Part 2 Dissertation 2003
Toby Ware
Oxford Brookes University Oxford | UK
Once Nietzsche announced ‘God was dead’, humankind had to find reason for existence. The quest for unification with a benevolent divinity had ceased, and instead we had to quantify and qualify another meaning. Whilst philosophers set out to understand our ‘new’ beginning, a beginning of worldly reality rather than celestial transcendentalism, sciences evolved in the hope of discovering absolute ‘truths’ that would free man from his predicament, who had no longer been conjured under the veil of god, but had evolved as ‘children of the land’ under Darwinian principles. Meaning was not to be found beyond nature, but in Nature itself, and thus the landscape became the fundamental bearer of both humans and their architecture.

This study takes the landscape as one of the fundamental contexts for architecture and aims to look at the underlying qualities that shape our gestures within it, trying to understand the nature of architecture as a mediator between humankind and the landscape, or as a ‘third nature’ described by Jacopo Bonfadio and Bartolomeo Taegio. Assuming architecture occupies the realm between humans and landscape, could it be that it contains aspects of both? The question is therefore; what are these latent qualities hidden within the existing ‘landscape’ and how are they perceived by people? Or put another way, how is the esoteric ‘narrative’ drawn to the surface, and cast in stone before us?

To try to gain some understanding of a connection with landscape, in this study we join Jack on his journey through a landscape that he knew intimately as a child. Walking once again through Kent, his senses are reawakened, revealing an insight that until now had remained hidden beneath a blanket of ignorance. The so-called ‘Garden of England’ has always acted as a corridor, but the aim is not simply to re-enact this journey. It is in a sense a bodily mapping of a vertical as well as horizontal journey through the landscape, questioning where the line of architecture begins and ends.






Toby’s dissertation is an ambitious and thought-provoking study. It is one of the best-researched dissertations that I have read, and yet because the subject it deals with is so vast, it only begins to hint at the topic. It asks where the actual distinction between architecture and landscape can be drawn. Is it a physical divide, or a conceptual one, or something that can only be experienced directly by our presence?

Toby uses a dual structure for the study, the first element being a narrative journey through the Kent landscape from the chalk cliffs of the coast to the borders of London. It echoes the work of Iain Sinclair and Patrick Keiller, yet differs in being more intensely about an individual’s quasi-autobiographical evaluation. Whenever points arise out of this experiential description of the journey, factual and theoretical side-notes spring up as amplification or reflection. An astonishing range of issues (geographical, cultural, philosophical) are tackled with commendable economy and intelligence.
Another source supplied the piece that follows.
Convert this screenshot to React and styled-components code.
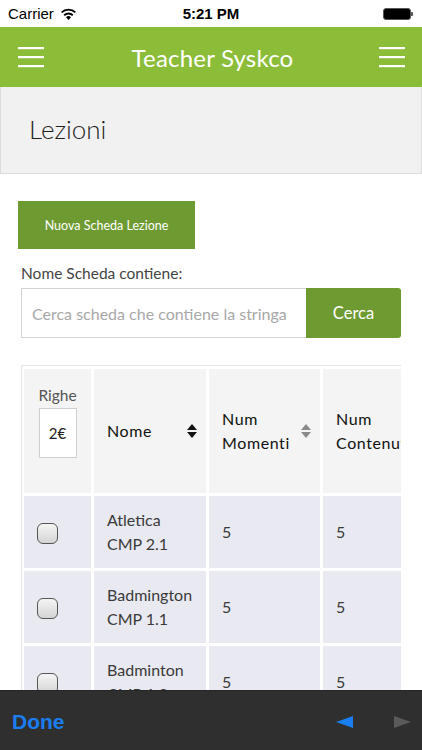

Perhaps the most distinctive aspect of the dissertation is the way that Toby has blended in a sequence of his own black-and-white photographs of the journey across Kent. It is the judgement that has gone into the selection of these incidental details, and their sheer beauty, that makes it a joy to read. It is a superb piece of work, one that in many ways possibly tries to take on too many ideas about our understanding of landscape in relation to building, and yet ends up as unique and memorable.